Cable car back in 2018?

Phil Cole
Phil Cole
The High St cablecar could be resurrected within five years, as the trust behind the project prepares to start a major fundraising drive this year.

The original High St to Mornington line opened in 1883 and closed in March 1957, but the Dunedin Cable Car Trust hopes to have a cable car back on the route by 2018.

Chairman Phil Cole said the estimated $22 million project would be broken down into three phases, beginning with the construction of a $2 million terminus near Mornington Park.

The Mornington terminus would include a cafe, museum and storage area for the cable car, and could be completed by 2015.
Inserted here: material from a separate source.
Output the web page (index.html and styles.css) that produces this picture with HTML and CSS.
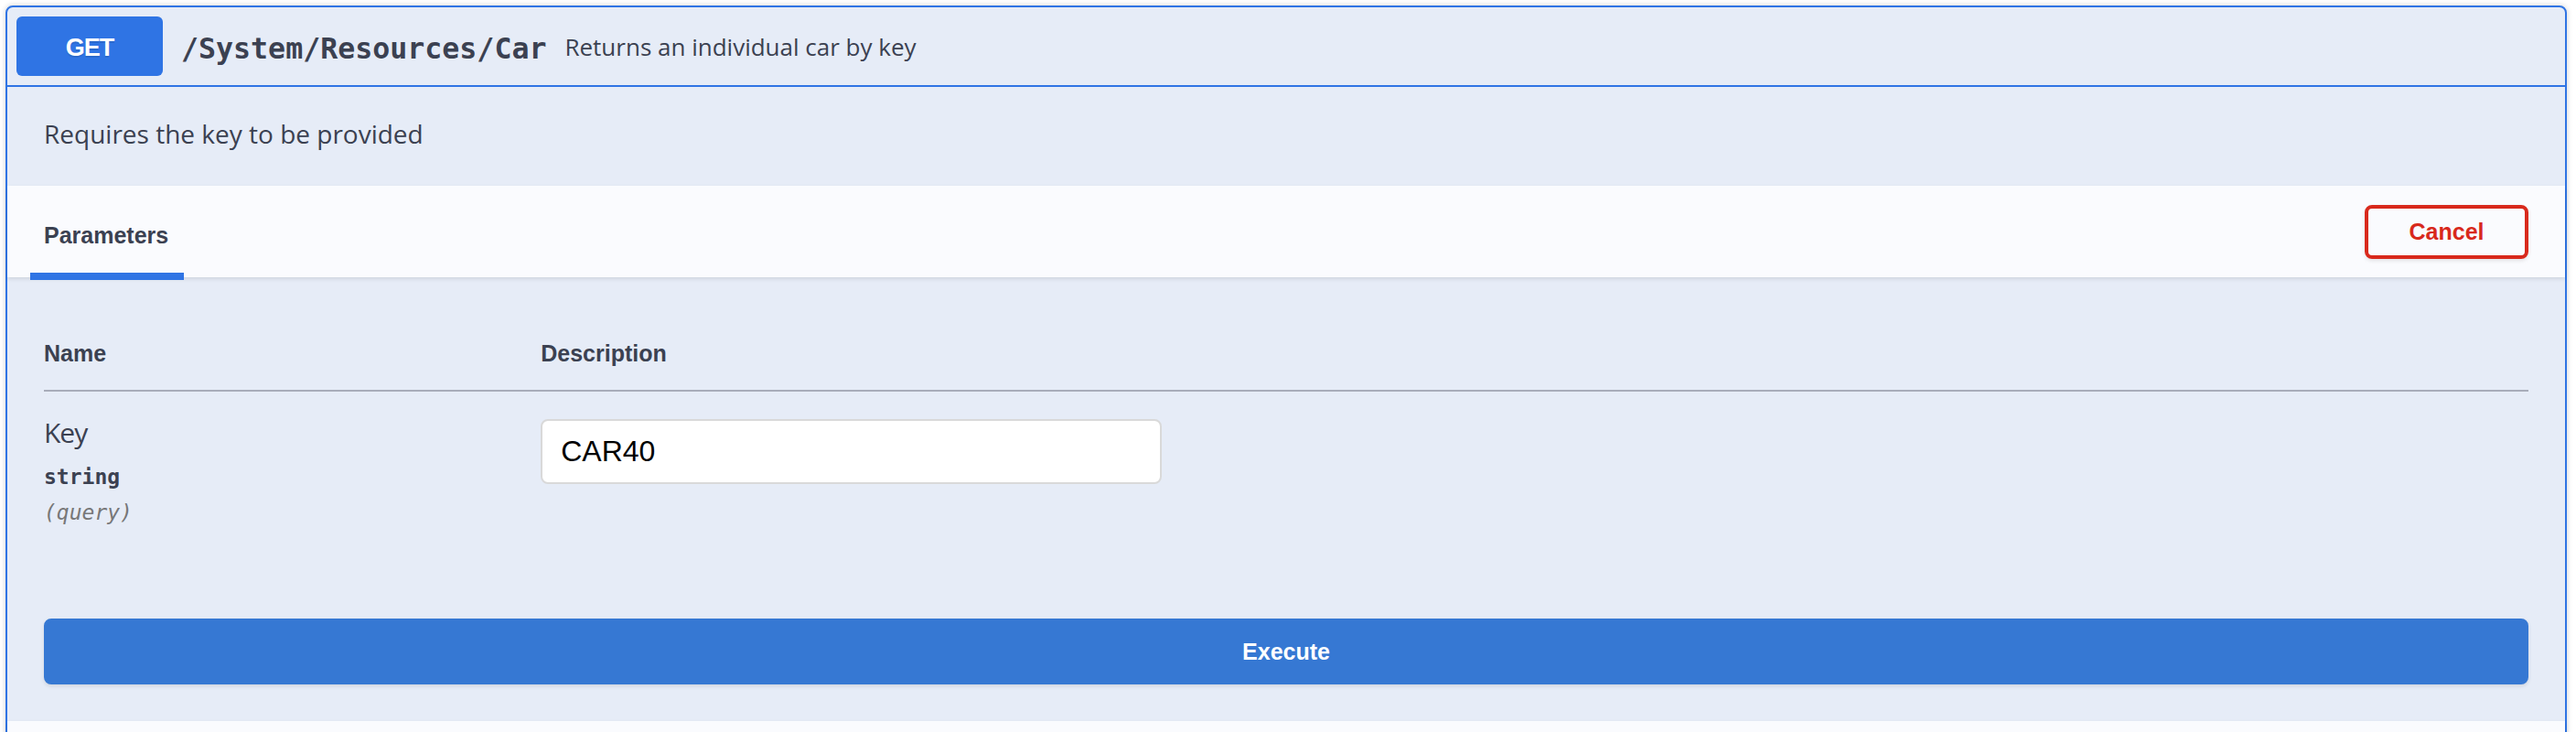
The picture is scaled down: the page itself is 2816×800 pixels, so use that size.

''We want to build this first to generate income for the project''.

He said the completion of the terminus would help provide impetus for the project before the start of phase two - raising funds and installing the track and building the cable cars.

The 3.2km of track - 1.6km each way- would require the installation of a box to house the cables and pulley system, with drainage required to remove any water.

It was hoped work could be completed by 2017 - funds permitting - allowing the cablecars to be fully operational a year later.

Mr Cole stressed the trust was not looking for financial support from the Dunedin City Council, but was keeping the council updated on the project.

''They are waiting for us to have a big fundraising push.''

That fundraising drive was likely to go ahead in the latter half of this year, and could feature a visit by the redeveloped Mornington trailer 111, courtesy of the Ferrymead Heritage Park in Christchurch.

''Money would have to come from donations initially, because it can't be run as a business until you get upfront donations to get the thing built and after that is when you make it run at a profit.''

The planned third phase would include improvements to High St, such as tram stops, Mr Cole said.

The trust had already been receiving donations, including $500 from a person in Wanaka, and the project had generated plenty of excitement across the country, he said.

A business plan was being developed by a company which had donated time to the cause, and was expected to be completed by the end of the year. Mr Cole said the not-for-profit community organisation would return profits to the community; with sponsoring apprenticeships just one suggestion.

The original idea was to have the cable cars manufactured at Hillside, and '' we may still do that, but quite possibly we might look at Ferrymead''.

''We want to try and have everything built in Dunedin. Obviously, if you build it locally people are more inclined to support you.''

Mr Cole said the project would act as a catalyst for the Exchange and Mornington area, and would complement the council's plan to rejuvenate the historic warehouse precinct, which mentioned the return of trams to city streets.

An estimated three cars could travel on the route at any one time, with a car and trailer able to carry up to 100 people.

He said patronage was likely to be mainly locals rather than tourists, ''but at the end of the day no-one knows until you build the bloody thing''.